Immediately after the Six-Day War ended in June 1967, Hanan Porat — a child survivor of the Arab destruction of Gush Etzion and massacre of more than 100 Jewish fighters and civilians 19 years earlier — began to lobby the Israeli government for the restoration of his destroyed community.
News of his efforts reached Rabbi Moshe Levinger, living in an Orthodox moshav near Petah Tikvah. They met in Jerusalem with Elyakim Haetzni, a Tel Aviv lawyer who had arrived in Palestine from Germany as a 12-year-old refugee in 1938. Experiencing the Six-Day War as “a miraculous victory,” Haetzni had decided, “I must go to Hebron.”
Gush Etzion came first. Just before Rosh Hashanah, a convoy of cars returned Jews to their former home. For Hanan Porat, it was only “the spearhead of the struggle for the Greater Land of Israel.” When David Ben-Gurion visited the reborn community, he approvingly declared that nearby Hebron also “must be settled by Jews.”
Rabbi Levinger, accompanied by an elderly survivor of the 1929 Arab massacre that destroyed the Jewish community in the ancient holy city, came to Hebron to determine whether there might be Jewish-owned property to rent or purchase. In the desecrated Jewish cemetery, where dozens of massacre victims were buried, Levinger experienced “an awakening of tempestuous spirits.” He decided to return to Hebron and restore its Jewish community.
Early in the spring of 1968, Levinger contacted the military governor and requested permission to hold a Passover Seder in Hebron, and spend the night there. Frustrated by government indecision, he negotiated an agreement with the owner of the Park Hotel, abandoned by Jordanian visitors following the Six-Day War, for Passover week. Posing as Swiss tourists, the Levinger group left a substantial deposit for “an unlimited amount of people for an unspecified period of time.”
Fifty years ago, dozens of Jews arrived to celebrate the first Passover Seder in Hebron — for the first time in 40 years. The Levingers and their four children arrived with a refrigerator and washing machine. The kitchen was kashered, and mezzuzas were attached to the door frames. The Seder was led by Rabbi Chaim Druckman, like Levinger a graduate of the renowned Mercaz HaRav yeshiva in Jerusalem. Hanan Porat was there; so was Elyakim Haetzni, who would long remember the festive Seder as “a once in a lifetime experience.”
After its conclusion, exultant participants danced and sang v’shavu banim l’gvulam (“your children shall return to their borders”). The next morning, singing and dancing through the streets of Hebron, they carried Torah scrolls to Me’arat HaMachpelah, the massive Herodion enclosure marking the burial site of the patriarchs and matriarchs of the Jewish people. The following day, they sent a telegram to Labor Minister Yigal Allon: “Blessings for festival of our freedom to you from Hebron, city of patriarchs, from first of those returning to it to settle in it.”

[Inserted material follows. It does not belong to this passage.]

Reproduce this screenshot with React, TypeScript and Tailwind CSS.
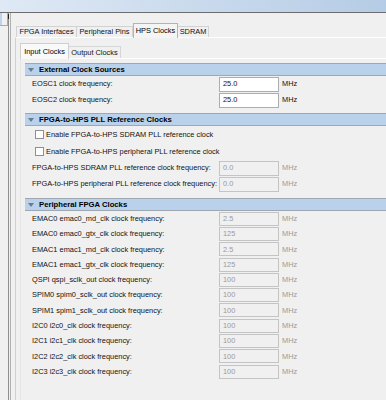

Some government ministers opposed the return of Jews to the volatile ancient city, where King David had ruled before relocating his throne to Jerusalem. But Labor Minister Allon came to visit the Hebron celebrants and agreed to have weapons sent from Gush Etzion (“just in case, God forbid, there should be fighting”). Herut party leader Menachem Begin praised the new settlers. And from his home in Sde Boker, David Ben-Gurion offered support: “We will make a great and awful mistake if we fail to settle Hebron, neighbor and predecessor of Jerusalem.”
The boldness and tenacity of Jews who returned to Hebron to restore the decimated Jewish community was eventually rewarded. Half a century and many violent tragedies later, it is home to 800 Jews, who live in a military protected enclave within a thriving commercial city of more than 200,000 Palestinian Arabs.

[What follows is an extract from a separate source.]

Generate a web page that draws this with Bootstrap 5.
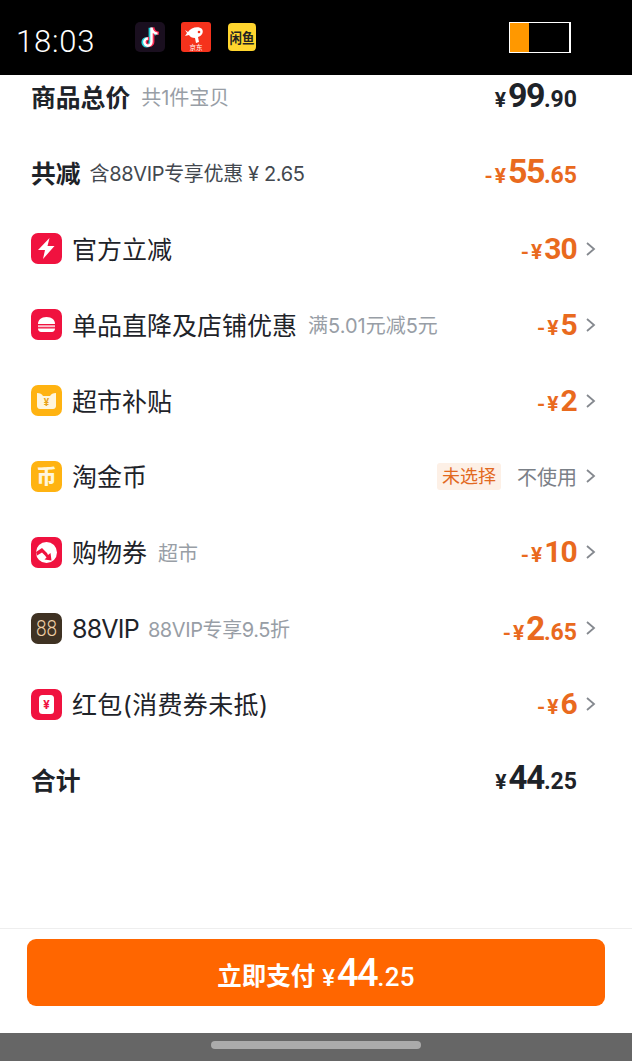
<!DOCTYPE html>
<html lang="zh-CN">
<head>
    <meta charset="UTF-8">
    <meta name="viewport" content="width=device-width, initial-scale=1.0">
    <title>立即支付</title>
    <link href="https://cdn.jsdelivr.net/npm/bootstrap@5.3.0/dist/css/bootstrap.min.css" rel="stylesheet">
    <style>
        html, body { height: 100%; }
        body {
            font-family: Inter, "Noto Sans CJK SC", sans-serif;
            color: #1e2329;
            background: #fff;
        }
        .phone { height: 1061px; overflow: hidden; }

        .status-strip { height: 75px; background: #000; padding: 22px 61px 0 16px; flex: none; position: relative; z-index: 2; }
        .clock { font-family: Roboto, sans-serif; font-weight: 300; font-size: 31px; color: #fff; letter-spacing: .8px; line-height: 40px; width: 119px; }
        .app-icon { display: block; flex: none; }
        .batt { width: 62px; height: 31px; border: 1px solid #fff; border-right-width: 2px; margin-left: auto; }
        .batt-fill { background: #ff9800; height: 100%; }

        .fee-scroll { flex: 1 1 auto; overflow: hidden; min-height: 0; }
        .fee-list { margin-top: -16px; }
        .fee-row { height: 75.9px; padding: 0 36px 0 31px; }
        .fee-name { font-size: 25px; line-height: 1; white-space: nowrap; padding-top: 3px; }
        .fee-name-bold { font-weight: 700; font-size: 24.8px; }
        .fee-note { font-size: 20px; color: #989ea6; margin-left: 11px; white-space: nowrap; line-height: 1; padding-top: 3px; }
        .fee-note-dark { color: #43484f; margin-left: 9px; letter-spacing: -.35px; }
        .fee-note-tight { letter-spacing: -.4px; margin-left: 9px; }
        .fee-name-tight { letter-spacing: -.8px; }
        .fee-name-wide { letter-spacing: .35px; }
        .fee-icon { width: 31px; height: 31px; margin-right: 10px; flex: none; display: block; }

        .amt { font-family: Roboto, sans-serif; font-weight: 700; white-space: nowrap; line-height: 1; color: #1e2329; display: flex; align-items: baseline; }
        .amt-off { color: #e96a1e; }
        .amt-lift { padding-bottom: 4px; }
        .amt-yen { font-size: 21px; letter-spacing: 2px; }
        .amt-big { font-size: 30px; letter-spacing: -.8px; }
        .amt-huge { font-size: 34px; letter-spacing: -1.5px; }
        .amt-mid { font-size: 33px; letter-spacing: -1.2px; }
        .amt-dec { font-size: 23px; }
        .chev { width: 11px; height: 16px; margin-left: 8px; flex: none; display: block; }
        .chev-none { visibility: hidden; }

        .unpicked { font-size: 18px; color: #e2691f; background: #fdf0e6; border-radius: 3px; padding: 0 5px; line-height: 27px; height: 27px; margin-right: 16px; }
        .not-used { font-size: 20px; color: #7b8087; line-height: 1; padding-top: 3px; }

        .pay-bar { flex: none; height: 105px; border-top: 1px solid #eeeeee; padding: 10px 27px 0; }
        .pay-btn {
            width: 100%; height: 67px; border: 0; border-radius: 9px; background: #ff6600; color: #fff;
            font-weight: 700; font-size: 24.500px; padding: 0; line-height: 1;
        }
        .pay-btn:hover, .pay-btn:active { background: #ff6600 !important; color: #fff !important; }
        .pay-btn .amt { color: #fff; font-weight: 500; }
        .pay-btn .amt-huge { font-size: 38px; letter-spacing: -1.500px; }
        .pay-btn .amt-dec { font-size: 26px; letter-spacing: .3px; }
        .pay-btn .amt-yen { letter-spacing: 2px; font-size: 24px; }
        .pay-label { margin-right: 7px; padding-top: 8px; }

        .home-strip { flex: none; height: 28px; background: #666; padding-top: 8px; }
        .home-pill { width: 210px; height: 8px; border-radius: 4px; background: #ababab; }
    </style>
</head>
<body>
    <div class="phone d-flex flex-column">

        <div class="status-strip d-flex align-items-start">
            <div class="clock">18:03</div>
            <svg class="app-icon" width="30" height="30" viewBox="0 0 30 30">
                <rect width="30" height="30" rx="5" fill="#1a0f1f"/>
                <g fill="none" stroke-width="3.200">
                    <path d="M16.500 5v14.500a3.600 3.600 0 1 1-3.600-3.600M16.500 5c.4 3.600 2.600 5.600 6 6" stroke="#25d4dc" transform="translate(-1.300 .8)"/>
                    <path d="M16.500 5v14.500a3.600 3.600 0 1 1-3.600-3.600M16.500 5c.4 3.600 2.600 5.600 6 6" stroke="#fe2c55" transform="translate(1.300 .4)"/>
                    <path d="M16.500 5v14.500a3.600 3.600 0 1 1-3.600-3.600M16.500 5c.4 3.600 2.600 5.600 6 6" stroke="#fff" stroke-width="2.400" transform="translate(0 .6)"/>
                </g>
            </svg>
            <svg class="app-icon ms-3" width="30" height="30" viewBox="0 0 30 30">
                <rect width="30" height="30" rx="3" fill="#f5321c"/>
                <path d="M7 10c3-5 11-6 14-3 2 3 0 7-4 8l1 5-3 1-1-5c-3 0-5-1-6-3l-4 1 2-3-2-3z" fill="#fff"/>
                <circle cx="18" cy="10" r="1.300" fill="#f5321c"/>
                <text x="15" y="28" text-anchor="middle" font-size="6.500" fill="#fff" font-family="Noto Sans CJK SC">京东</text>
            </svg>
            <svg class="app-icon" width="28" height="28" viewBox="0 0 28 28" style="margin:1px 0 0 17px">
                <rect width="28" height="28" rx="4" fill="#ffd52e"/>
                <text x="14" y="20" text-anchor="middle" font-size="13.500" font-weight="700" fill="#222" font-family="Noto Sans CJK SC" textLength="25" lengthAdjust="spacingAndGlyphs">闲鱼</text>
            </svg>
            <div class="batt"><div class="batt-fill" style="width: 32%"></div></div>
        </div>

        <div class="fee-scroll">
            <div class="fee-list">
                <div class="fee-row d-flex align-items-center">
                    <span class="fee-name fee-name-bold">商品总价</span>
                    <span class="fee-note">共1件宝贝</span>
                    <span class="amt amt-lift ms-auto"><span class="amt-yen">¥</span><span class="amt-huge">99</span><span class="amt-dec">.90</span></span>
                    <svg class="chev chev-none" viewBox="0 0 11 16"></svg>
                </div>
                <div class="fee-row d-flex align-items-center">
                    <span class="fee-name fee-name-bold">共减</span>
                    <span class="fee-note fee-note-dark">含88VIP专享优惠 ¥ 2.65</span>
                    <span class="amt amt-off amt-lift ms-auto"><span class="amt-yen">-¥</span><span class="amt-huge">55</span><span class="amt-dec">.65</span></span>
                    <svg class="chev chev-none" viewBox="0 0 11 16"></svg>
                </div>
                <div class="fee-row d-flex align-items-center">
                    <svg class="fee-icon" viewBox="0 0 31 31"><rect width="31" height="31" rx="7" fill="#f0123f"/><path d="M18.500 5L7 17h7l-2 9 11.500-13h-7z" fill="#fff"/></svg>
                    <span class="fee-name">官方立减</span>
                    <span class="amt amt-off ms-auto"><span class="amt-yen">-¥</span><span class="amt-big">30</span></span>
                    <svg class="chev" viewBox="0 0 11 16"><path d="M2 2l7 6-7 6" fill="none" stroke="#85898f" stroke-width="1.800"/></svg>
                </div>
                <div class="fee-row d-flex align-items-center">
                    <svg class="fee-icon" viewBox="0 0 31 31"><rect width="31" height="31" rx="7" fill="#f0123f"/><path d="M7 15c0-4 3-7 8.500-7S24 11 24 15z" fill="#fff"/><rect x="7" y="16.200" width="17" height="2" fill="#fff" opacity=".75"/><path d="M7 19.500h17c0 2-1.500 3.500-3 3.500H10c-1.500 0-3-1.500-3-3.500z" fill="#fff"/></svg>
                    <span class="fee-name">单品直降及店铺优惠</span>
                    <span class="fee-note">满5.01元减5元</span>
                    <span class="amt amt-off ms-auto"><span class="amt-yen">-¥</span><span class="amt-big">5</span></span>
                    <svg class="chev" viewBox="0 0 11 16"><path d="M2 2l7 6-7 6" fill="none" stroke="#85898f" stroke-width="1.800"/></svg>
                </div>
                <div class="fee-row d-flex align-items-center">
                    <svg class="fee-icon" viewBox="0 0 31 31"><rect width="31" height="31" rx="7" fill="#ffb311"/><path d="M6 8c3 0 5 1 6 3h7c1-2 3-3 6-3v13c0 1.500-1 3-3 3H9c-2 0-3-1.500-3-3z" fill="#fff6dc"/><text x="15.500" y="21" text-anchor="middle" font-size="10" font-weight="700" fill="#e8a317" font-family="Roboto">¥</text></svg>
                    <span class="fee-name">超市补贴</span>
                    <span class="amt amt-off ms-auto"><span class="amt-yen">-¥</span><span class="amt-big">2</span></span>
                    <svg class="chev" viewBox="0 0 11 16"><path d="M2 2l7 6-7 6" fill="none" stroke="#85898f" stroke-width="1.800"/></svg>
                </div>
                <div class="fee-row d-flex align-items-center">
                    <svg class="fee-icon" viewBox="0 0 31 31"><rect width="31" height="31" rx="7" fill="#ffb311"/><text x="15.500" y="23" text-anchor="middle" font-size="20" font-weight="900" fill="#fff6dc" font-family="Noto Sans CJK SC">币</text></svg>
                    <span class="fee-name">淘金币</span>
                    <span class="unpicked ms-auto">未选择</span>
                    <span class="not-used">不使用</span>
                    <svg class="chev" viewBox="0 0 11 16"><path d="M2 2l7 6-7 6" fill="none" stroke="#85898f" stroke-width="1.800"/></svg>
                </div>
                <div class="fee-row d-flex align-items-center">
                    <svg class="fee-icon" viewBox="0 0 31 31"><rect width="31" height="31" rx="7" fill="#f0123f"/><circle cx="15.500" cy="15.500" r="10.500" fill="#fff"/><path d="M5 15l6-4 5 5 1 2 2.500-2 1 7.500-7-1 2-2-1.500-2-3-3-5 3z" fill="#f0123f"/></svg>
                    <span class="fee-name">购物券</span>
                    <span class="fee-note">超市</span>
                    <span class="amt amt-off ms-auto"><span class="amt-yen">-¥</span><span class="amt-big">10</span></span>
                    <svg class="chev" viewBox="0 0 11 16"><path d="M2 2l7 6-7 6" fill="none" stroke="#85898f" stroke-width="1.800"/></svg>
                </div>
                <div class="fee-row d-flex align-items-center">
                    <svg class="fee-icon" viewBox="0 0 31 31"><rect width="31" height="31" rx="7" fill="#3f3223"/><text x="15.500" y="23" text-anchor="middle" font-size="22" fill="#f0cfa6" font-family="Roboto" font-weight="300" textLength="21" lengthAdjust="spacingAndGlyphs">88</text></svg>
                    <span class="fee-name fee-name-tight">88VIP</span>
                    <span class="fee-note fee-note-tight">88VIP专享9.5折</span>
                    <span class="amt amt-off ms-auto"><span class="amt-yen">-¥</span><span class="amt-mid">2</span><span class="amt-dec">.65</span></span>
                    <svg class="chev" viewBox="0 0 11 16"><path d="M2 2l7 6-7 6" fill="none" stroke="#85898f" stroke-width="1.800"/></svg>
                </div>
                <div class="fee-row d-flex align-items-center">
                    <svg class="fee-icon" viewBox="0 0 31 31"><rect width="31" height="31" rx="7" fill="#f0123f"/><rect x="8" y="6" width="15" height="19" rx="3.500" fill="#fff"/><text x="15.500" y="20" text-anchor="middle" font-size="12" font-weight="700" fill="#f0123f" font-family="Roboto">¥</text></svg>
                    <span class="fee-name fee-name-wide">红包(消费券未抵)</span>
                    <span class="amt amt-off ms-auto"><span class="amt-yen">-¥</span><span class="amt-big">6</span></span>
                    <svg class="chev" viewBox="0 0 11 16"><path d="M2 2l7 6-7 6" fill="none" stroke="#85898f" stroke-width="1.800"/></svg>
                </div>
                <div class="fee-row d-flex align-items-center">
                    <span class="fee-name fee-name-bold">合计</span>
                    <span class="amt amt-lift ms-auto"><span class="amt-yen">¥</span><span class="amt-mid">44</span><span class="amt-dec">.25</span></span>
                    <svg class="chev chev-none" viewBox="0 0 11 16"></svg>
                </div>
            </div>
        </div>

        <div class="pay-bar">
            <button type="button" class="btn pay-btn d-flex align-items-center justify-content-center">
                <span class="pay-label">立即支付</span>
                <span class="amt"><span class="amt-yen">¥</span><span class="amt-huge">44</span><span class="amt-dec">.25</span></span>
            </button>
        </div>

        <div class="home-strip d-flex justify-content-center">
            <div class="home-pill"></div>
        </div>
    </div>
    <script src="https://cdn.jsdelivr.net/npm/bootstrap@5.3.0/dist/js/bootstrap.bundle.min.js"></script>
</body>
</html>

Ever since Abraham purchased the Machpelah cave from Ephron the Hittite as a burial site for Sarah (Genesis 23), Hebron has symbolized something ineradicable from Jewish consciousness: the power of memory. Now, 50 years after the Passover Seder that marked the return of Jews to Hebron, we can celebrate the exodus from Egyptian slavery and the restoration of Jewish life in our most ancient holy city.